伝灯を守る

この度、「京の国登録文化財」が多数の所有者のご協力を頂き発刊の運びとなりました事に深甚より御礼申し上げます。かねてよりこの登録文化財を日々の生活の中で守り伝えていかねばならぬ方々のそれぞれが抱える諸問題を、立場を同じくするものがその解決への方法を提議し、それらを協力して実践する機関である所有者の会により実現に至りました事は、古都京都にとっても何よりのことと存じ上げます。

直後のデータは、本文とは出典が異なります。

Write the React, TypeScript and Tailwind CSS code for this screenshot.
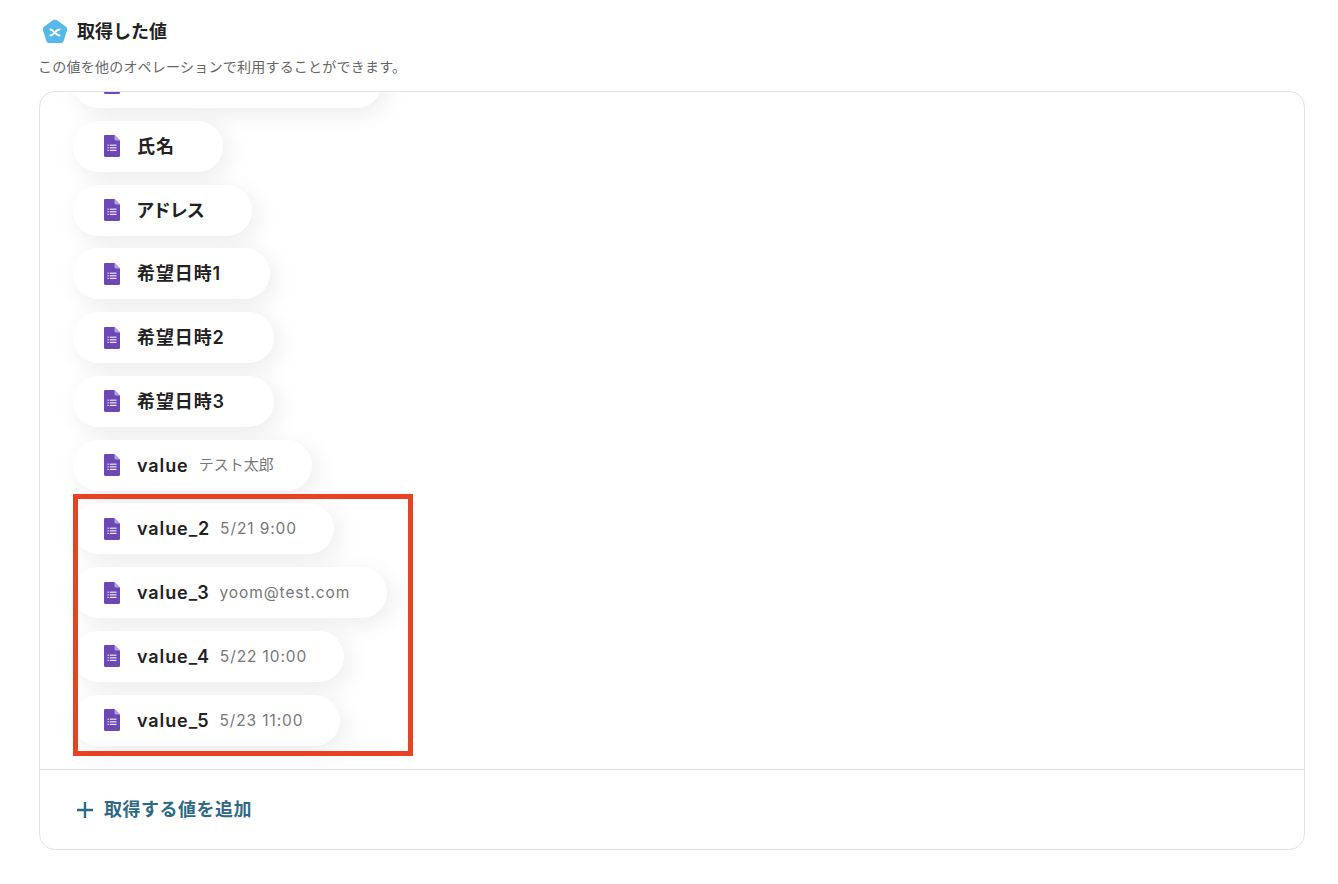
const font = "font-['Inter','Noto_Sans_CJK_JP',sans-serif]";

function FormIcon() {
  return (
    <svg width="16" height="22" viewBox="0 0 16 22" className="shrink-0">
      <path d="M1.2 0H10.5L16 5.5V20.8C16 21.5 15.5 22 14.8 22H1.2C0.5 22 0 21.5 0 20.8V1.2C0 0.5 0.5 0 1.2 0Z" fill="#6C47B6" />
      <path d="M10.5 0L16 5.5H11.7C11 5.5 10.5 5 10.5 4.3V0Z" fill="#B7A3DC" />
      <g fill="#EDE7F6">
        <rect x="3.5" y="9.6" width="1.3" height="1.2" />
        <rect x="3.5" y="12.2" width="1.3" height="1.2" />
        <rect x="3.5" y="14.8" width="1.3" height="1.2" />
        <rect x="5.8" y="9.6" width="6.7" height="1.2" />
        <rect x="5.8" y="12.2" width="6.7" height="1.2" />
        <rect x="5.8" y="14.8" width="6.7" height="1.2" />
      </g>
    </svg>
  );
}

function Pill({ label, value, width, cjkValue, palt }: { label?: string; value?: string; width: string; cjkValue?: boolean; palt?: boolean }) {
  return (
    <div className={`flex h-[51px] shrink-0 items-center rounded-full bg-white pl-[31px] shadow-[5px_6px_24px_rgba(0,0,0,0.08)] ${width}`}>
      <FormIcon />
      {label && (
        <span className={`ml-[17px] whitespace-nowrap text-[18px] font-semibold text-[#222222] ${palt ? "tracking-[0.4px] [font-feature-settings:'palt']" : "tracking-[0.9px]"}`}>
          {label}
        </span>
      )}
      {value && (
        <span className={`ml-[10px] whitespace-nowrap text-[#777777] ${cjkValue ? "text-[15px] tracking-[0px]" : "text-[15.5px] tracking-[0.9px]"}`}>
          {value}
        </span>
      )}
    </div>
  );
}

export default function App() {
  return (
    <div className={`relative h-[884px] w-[1338px] overflow-hidden bg-white pl-[39px] pr-[33px] ${font}`}>
      <div className="flex h-[45px] items-end">
        <div className="flex items-center pl-[3px]">
          <svg width="26" height="26" viewBox="0 0 26 26" className="shrink-0">
            <path d="M11.2 1.1C12.3 .3 13.7 .3 14.8 1.1L24 7.8C25 8.6 25.5 9.9 25.1 11.1L21.6 21.9C21.2 23.2 20.1 24 18.8 24H7.2C5.9 24 4.8 23.2 4.4 21.9L.9 11.1C.5 9.9 1 8.6 2 7.8Z" fill="#55B9E9" />
            <path d="M8.5 10.5C11.5 10.5 14 16.5 17.5 16.5M8.5 16.5C11.5 16.5 14 10.5 17.5 10.5" stroke="#fff" strokeWidth="2" fill="none" strokeLinecap="round" />
          </svg>
          <span className="ml-[9px] text-[18px] font-bold tracking-[0px] text-[#222222]">取得した値</span>
        </div>
      </div>
      <p className="ml-[-1px] mt-[13px] h-[24px] text-[14px] leading-[17px] tracking-[0.23px] text-[#666666]">この値を他のオペレーションで利用することができます。</p>
      <div className="mt-[9px] flex h-[759px] flex-col overflow-hidden rounded-[16px] border border-[#e3e3e3]">
        <div className="min-h-0 flex-1 overflow-hidden pl-[33px]">
          <div className="mt-[-35px] flex flex-col gap-[12.78px]">
            <Pill width="w-[309px]" />
            <Pill label="氏名" width="w-[150px]" />
            <Pill label="アドレス" width="w-[179px]" palt />
            <Pill label="希望日時1" width="w-[197px]" />
            <Pill label="希望日時2" width="w-[201px]" />
            <Pill label="希望日時3" width="w-[201px]" />
            <Pill label="value" value="テスト太郎" width="w-[239px]" cjkValue />
            <Pill label="value_2" value="5/21 9:00" width="w-[261px]" />
            <Pill label="value_3" value="yoom@test.com" width="w-[314px]" />
            <Pill label="value_4" value="5/22 10:00" width="w-[271px]" />
            <Pill label="value_5" value="5/23 11:00" width="w-[267px]" />
          </div>
        </div>
        <div className="flex h-[80px] shrink-0 items-center border-t border-[#e3e3e3] pl-[37px] text-[#2E6A85]">
          <svg width="16" height="16" viewBox="0 0 16 16" className="shrink-0">
            <path d="M8 0V16M0 8H16" stroke="currentColor" strokeWidth="2.4" />
          </svg>
          <span className="ml-[11px] text-[18px] font-bold tracking-[0.5px]">取得する値を追加</span>
        </div>
      </div>
      <div className="absolute left-[73px] top-[494px] h-[262px] w-[340px] border-[5px] border-[#EA4125]" />
    </div>
  );
}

京は巷間「伝統の都」と称されますが、この伝統という言葉は、私は「伝灯」と申すのが本来であるように思われます。人類はこの灯、すなわち火を自由に操ることができるようになって、初めて他の動物類とは大きく進歩を遂げた史実から見て、この日を守ることこそが人類の文化保存行為の嚆矢であると存じます。ここに掲載された、先人たちが守り伝えてきたかけがえのないそれぞれの文化遺産は、まさにこの灯であり精神の光であります。皆々で工夫しあってこの灯を決して消すことなく、次の世代へこれらの素晴らしい文化遺産の伝灯(統)を守っていこうではありませんか。末尾になりましたが、多大のご支援を賜りました京都府文化財保護課はじめ関係各位に厚く御礼申し上げます。